▶ **PROVIDED DATA**
## BEGIN

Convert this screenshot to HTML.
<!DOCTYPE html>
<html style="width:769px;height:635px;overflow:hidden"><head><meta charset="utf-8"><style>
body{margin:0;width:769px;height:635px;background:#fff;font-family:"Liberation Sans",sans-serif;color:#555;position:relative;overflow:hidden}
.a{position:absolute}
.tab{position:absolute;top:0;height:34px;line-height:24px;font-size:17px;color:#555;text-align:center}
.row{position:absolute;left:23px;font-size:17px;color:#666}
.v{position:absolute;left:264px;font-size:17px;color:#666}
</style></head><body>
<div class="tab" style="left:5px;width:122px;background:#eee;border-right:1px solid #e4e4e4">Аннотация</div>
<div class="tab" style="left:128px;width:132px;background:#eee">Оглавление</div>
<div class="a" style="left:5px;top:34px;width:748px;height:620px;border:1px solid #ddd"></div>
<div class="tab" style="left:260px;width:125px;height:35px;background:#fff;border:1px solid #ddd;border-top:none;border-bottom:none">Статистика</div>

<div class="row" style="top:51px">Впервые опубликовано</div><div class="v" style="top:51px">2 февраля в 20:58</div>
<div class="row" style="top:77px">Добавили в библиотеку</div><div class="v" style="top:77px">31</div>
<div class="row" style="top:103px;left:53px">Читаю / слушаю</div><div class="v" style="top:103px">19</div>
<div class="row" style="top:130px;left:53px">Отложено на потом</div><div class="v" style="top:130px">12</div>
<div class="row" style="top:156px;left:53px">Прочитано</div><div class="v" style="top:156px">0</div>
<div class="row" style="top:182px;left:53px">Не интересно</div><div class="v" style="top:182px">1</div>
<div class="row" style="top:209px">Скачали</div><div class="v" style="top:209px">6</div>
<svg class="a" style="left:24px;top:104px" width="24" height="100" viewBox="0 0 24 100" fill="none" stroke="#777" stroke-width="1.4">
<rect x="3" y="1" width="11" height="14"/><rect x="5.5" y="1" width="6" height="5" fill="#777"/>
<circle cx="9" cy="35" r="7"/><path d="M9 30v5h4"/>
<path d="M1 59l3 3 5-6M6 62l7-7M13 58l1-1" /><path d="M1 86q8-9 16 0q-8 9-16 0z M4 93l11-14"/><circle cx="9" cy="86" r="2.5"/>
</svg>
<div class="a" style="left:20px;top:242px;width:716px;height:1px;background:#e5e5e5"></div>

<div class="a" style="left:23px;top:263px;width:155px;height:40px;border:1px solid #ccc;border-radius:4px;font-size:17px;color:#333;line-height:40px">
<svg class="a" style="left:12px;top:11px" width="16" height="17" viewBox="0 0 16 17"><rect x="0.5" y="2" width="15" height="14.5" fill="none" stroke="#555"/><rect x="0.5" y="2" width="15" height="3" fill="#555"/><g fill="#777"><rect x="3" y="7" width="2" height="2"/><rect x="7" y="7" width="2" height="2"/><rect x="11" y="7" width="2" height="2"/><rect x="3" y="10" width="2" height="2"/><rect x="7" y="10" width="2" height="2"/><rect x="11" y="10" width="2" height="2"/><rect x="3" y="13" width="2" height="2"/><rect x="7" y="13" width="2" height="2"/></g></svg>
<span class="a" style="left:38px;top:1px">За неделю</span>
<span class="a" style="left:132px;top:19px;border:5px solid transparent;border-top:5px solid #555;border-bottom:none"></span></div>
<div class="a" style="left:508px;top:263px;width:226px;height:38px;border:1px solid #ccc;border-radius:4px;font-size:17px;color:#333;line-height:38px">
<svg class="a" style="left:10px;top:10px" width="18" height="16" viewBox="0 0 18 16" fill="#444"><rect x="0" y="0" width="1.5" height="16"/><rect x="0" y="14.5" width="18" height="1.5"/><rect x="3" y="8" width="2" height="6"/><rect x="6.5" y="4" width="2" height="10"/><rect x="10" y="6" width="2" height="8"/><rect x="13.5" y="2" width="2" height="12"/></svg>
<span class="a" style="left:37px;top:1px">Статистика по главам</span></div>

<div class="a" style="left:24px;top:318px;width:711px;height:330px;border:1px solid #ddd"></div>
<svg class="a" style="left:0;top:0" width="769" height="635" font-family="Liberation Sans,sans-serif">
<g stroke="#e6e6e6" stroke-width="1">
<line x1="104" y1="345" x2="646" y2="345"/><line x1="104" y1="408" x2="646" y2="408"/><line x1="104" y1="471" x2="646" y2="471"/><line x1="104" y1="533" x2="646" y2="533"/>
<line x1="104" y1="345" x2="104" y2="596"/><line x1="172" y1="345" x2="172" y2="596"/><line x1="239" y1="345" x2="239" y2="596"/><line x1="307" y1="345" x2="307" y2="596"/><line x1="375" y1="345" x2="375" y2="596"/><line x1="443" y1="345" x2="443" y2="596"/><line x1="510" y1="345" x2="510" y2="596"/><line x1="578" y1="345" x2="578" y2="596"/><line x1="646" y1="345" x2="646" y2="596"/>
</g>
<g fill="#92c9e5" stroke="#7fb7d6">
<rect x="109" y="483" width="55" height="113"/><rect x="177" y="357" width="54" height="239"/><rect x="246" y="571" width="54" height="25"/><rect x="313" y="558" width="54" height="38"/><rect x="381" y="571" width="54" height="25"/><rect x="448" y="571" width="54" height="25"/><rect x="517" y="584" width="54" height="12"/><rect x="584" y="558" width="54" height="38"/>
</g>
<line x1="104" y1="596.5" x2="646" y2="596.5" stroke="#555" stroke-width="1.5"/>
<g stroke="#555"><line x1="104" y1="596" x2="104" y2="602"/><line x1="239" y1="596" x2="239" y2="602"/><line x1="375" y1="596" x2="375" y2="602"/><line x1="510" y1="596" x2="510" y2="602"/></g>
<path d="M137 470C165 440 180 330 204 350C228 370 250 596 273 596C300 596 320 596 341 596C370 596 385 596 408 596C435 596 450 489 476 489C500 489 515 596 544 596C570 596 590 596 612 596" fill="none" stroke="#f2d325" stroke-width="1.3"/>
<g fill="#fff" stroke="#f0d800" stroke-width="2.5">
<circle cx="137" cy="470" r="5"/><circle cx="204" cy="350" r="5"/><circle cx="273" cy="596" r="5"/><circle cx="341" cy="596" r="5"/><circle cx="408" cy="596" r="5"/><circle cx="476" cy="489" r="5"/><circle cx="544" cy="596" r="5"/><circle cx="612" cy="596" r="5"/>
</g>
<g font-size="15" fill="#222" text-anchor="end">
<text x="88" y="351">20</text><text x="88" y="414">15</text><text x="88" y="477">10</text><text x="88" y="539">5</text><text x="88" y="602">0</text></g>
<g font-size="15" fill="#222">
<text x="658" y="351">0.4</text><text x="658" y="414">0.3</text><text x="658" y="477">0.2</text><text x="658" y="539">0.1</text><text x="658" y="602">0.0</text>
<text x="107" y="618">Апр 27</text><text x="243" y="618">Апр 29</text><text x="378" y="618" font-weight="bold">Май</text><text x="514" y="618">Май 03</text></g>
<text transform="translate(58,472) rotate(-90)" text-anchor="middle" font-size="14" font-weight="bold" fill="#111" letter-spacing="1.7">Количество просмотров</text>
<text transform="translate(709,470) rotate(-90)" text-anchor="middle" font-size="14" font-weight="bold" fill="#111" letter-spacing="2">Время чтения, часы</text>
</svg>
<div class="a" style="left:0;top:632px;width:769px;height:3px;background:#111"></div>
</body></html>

## END

▶ **INSTRUCTIONS TO FOLLOW**
Quote the data in full, keeping each word unchanged.

▶ **FULL SOLUTION**
Convert this screenshot to HTML.
<!DOCTYPE html>
<html style="width:769px;height:635px;overflow:hidden"><head><meta charset="utf-8"><style>
body{margin:0;width:769px;height:635px;background:#fff;font-family:"Liberation Sans",sans-serif;color:#555;position:relative;overflow:hidden}
.a{position:absolute}
.tab{position:absolute;top:0;height:34px;line-height:24px;font-size:17px;color:#555;text-align:center}
.row{position:absolute;left:23px;font-size:17px;color:#666}
.v{position:absolute;left:264px;font-size:17px;color:#666}
</style></head><body>
<div class="tab" style="left:5px;width:122px;background:#eee;border-right:1px solid #e4e4e4">Аннотация</div>
<div class="tab" style="left:128px;width:132px;background:#eee">Оглавление</div>
<div class="a" style="left:5px;top:34px;width:748px;height:620px;border:1px solid #ddd"></div>
<div class="tab" style="left:260px;width:125px;height:35px;background:#fff;border:1px solid #ddd;border-top:none;border-bottom:none">Статистика</div>

<div class="row" style="top:51px">Впервые опубликовано</div><div class="v" style="top:51px">2 февраля в 20:58</div>
<div class="row" style="top:77px">Добавили в библиотеку</div><div class="v" style="top:77px">31</div>
<div class="row" style="top:103px;left:53px">Читаю / слушаю</div><div class="v" style="top:103px">19</div>
<div class="row" style="top:130px;left:53px">Отложено на потом</div><div class="v" style="top:130px">12</div>
<div class="row" style="top:156px;left:53px">Прочитано</div><div class="v" style="top:156px">0</div>
<div class="row" style="top:182px;left:53px">Не интересно</div><div class="v" style="top:182px">1</div>
<div class="row" style="top:209px">Скачали</div><div class="v" style="top:209px">6</div>
<svg class="a" style="left:24px;top:104px" width="24" height="100" viewBox="0 0 24 100" fill="none" stroke="#777" stroke-width="1.4">
<rect x="3" y="1" width="11" height="14"/><rect x="5.5" y="1" width="6" height="5" fill="#777"/>
<circle cx="9" cy="35" r="7"/><path d="M9 30v5h4"/>
<path d="M1 59l3 3 5-6M6 62l7-7M13 58l1-1" /><path d="M1 86q8-9 16 0q-8 9-16 0z M4 93l11-14"/><circle cx="9" cy="86" r="2.5"/>
</svg>
<div class="a" style="left:20px;top:242px;width:716px;height:1px;background:#e5e5e5"></div>

<div class="a" style="left:23px;top:263px;width:155px;height:40px;border:1px solid #ccc;border-radius:4px;font-size:17px;color:#333;line-height:40px">
<svg class="a" style="left:12px;top:11px" width="16" height="17" viewBox="0 0 16 17"><rect x="0.5" y="2" width="15" height="14.5" fill="none" stroke="#555"/><rect x="0.5" y="2" width="15" height="3" fill="#555"/><g fill="#777"><rect x="3" y="7" width="2" height="2"/><rect x="7" y="7" width="2" height="2"/><rect x="11" y="7" width="2" height="2"/><rect x="3" y="10" width="2" height="2"/><rect x="7" y="10" width="2" height="2"/><rect x="11" y="10" width="2" height="2"/><rect x="3" y="13" width="2" height="2"/><rect x="7" y="13" width="2" height="2"/></g></svg>
<span class="a" style="left:38px;top:1px">За неделю</span>
<span class="a" style="left:132px;top:19px;border:5px solid transparent;border-top:5px solid #555;border-bottom:none"></span></div>
<div class="a" style="left:508px;top:263px;width:226px;height:38px;border:1px solid #ccc;border-radius:4px;font-size:17px;color:#333;line-height:38px">
<svg class="a" style="left:10px;top:10px" width="18" height="16" viewBox="0 0 18 16" fill="#444"><rect x="0" y="0" width="1.5" height="16"/><rect x="0" y="14.5" width="18" height="1.5"/><rect x="3" y="8" width="2" height="6"/><rect x="6.5" y="4" width="2" height="10"/><rect x="10" y="6" width="2" height="8"/><rect x="13.5" y="2" width="2" height="12"/></svg>
<span class="a" style="left:37px;top:1px">Статистика по главам</span></div>

<div class="a" style="left:24px;top:318px;width:711px;height:330px;border:1px solid #ddd"></div>
<svg class="a" style="left:0;top:0" width="769" height="635" font-family="Liberation Sans,sans-serif">
<g stroke="#e6e6e6" stroke-width="1">
<line x1="104" y1="345" x2="646" y2="345"/><line x1="104" y1="408" x2="646" y2="408"/><line x1="104" y1="471" x2="646" y2="471"/><line x1="104" y1="533" x2="646" y2="533"/>
<line x1="104" y1="345" x2="104" y2="596"/><line x1="172" y1="345" x2="172" y2="596"/><line x1="239" y1="345" x2="239" y2="596"/><line x1="307" y1="345" x2="307" y2="596"/><line x1="375" y1="345" x2="375" y2="596"/><line x1="443" y1="345" x2="443" y2="596"/><line x1="510" y1="345" x2="510" y2="596"/><line x1="578" y1="345" x2="578" y2="596"/><line x1="646" y1="345" x2="646" y2="596"/>
</g>
<g fill="#92c9e5" stroke="#7fb7d6">
<rect x="109" y="483" width="55" height="113"/><rect x="177" y="357" width="54" height="239"/><rect x="246" y="571" width="54" height="25"/><rect x="313" y="558" width="54" height="38"/><rect x="381" y="571" width="54" height="25"/><rect x="448" y="571" width="54" height="25"/><rect x="517" y="584" width="54" height="12"/><rect x="584" y="558" width="54" height="38"/>
</g>
<line x1="104" y1="596.5" x2="646" y2="596.5" stroke="#555" stroke-width="1.5"/>
<g stroke="#555"><line x1="104" y1="596" x2="104" y2="602"/><line x1="239" y1="596" x2="239" y2="602"/><line x1="375" y1="596" x2="375" y2="602"/><line x1="510" y1="596" x2="510" y2="602"/></g>
<path d="M137 470C165 440 180 330 204 350C228 370 250 596 273 596C300 596 320 596 341 596C370 596 385 596 408 596C435 596 450 489 476 489C500 489 515 596 544 596C570 596 590 596 612 596" fill="none" stroke="#f2d325" stroke-width="1.3"/>
<g fill="#fff" stroke="#f0d800" stroke-width="2.5">
<circle cx="137" cy="470" r="5"/><circle cx="204" cy="350" r="5"/><circle cx="273" cy="596" r="5"/><circle cx="341" cy="596" r="5"/><circle cx="408" cy="596" r="5"/><circle cx="476" cy="489" r="5"/><circle cx="544" cy="596" r="5"/><circle cx="612" cy="596" r="5"/>
</g>
<g font-size="15" fill="#222" text-anchor="end">
<text x="88" y="351">20</text><text x="88" y="414">15</text><text x="88" y="477">10</text><text x="88" y="539">5</text><text x="88" y="602">0</text></g>
<g font-size="15" fill="#222">
<text x="658" y="351">0.4</text><text x="658" y="414">0.3</text><text x="658" y="477">0.2</text><text x="658" y="539">0.1</text><text x="658" y="602">0.0</text>
<text x="107" y="618">Апр 27</text><text x="243" y="618">Апр 29</text><text x="378" y="618" font-weight="bold">Май</text><text x="514" y="618">Май 03</text></g>
<text transform="translate(58,472) rotate(-90)" text-anchor="middle" font-size="14" font-weight="bold" fill="#111" letter-spacing="1.7">Количество просмотров</text>
<text transform="translate(709,470) rotate(-90)" text-anchor="middle" font-size="14" font-weight="bold" fill="#111" letter-spacing="2">Время чтения, часы</text>
</svg>
<div class="a" style="left:0;top:632px;width:769px;height:3px;background:#111"></div>
</body></html>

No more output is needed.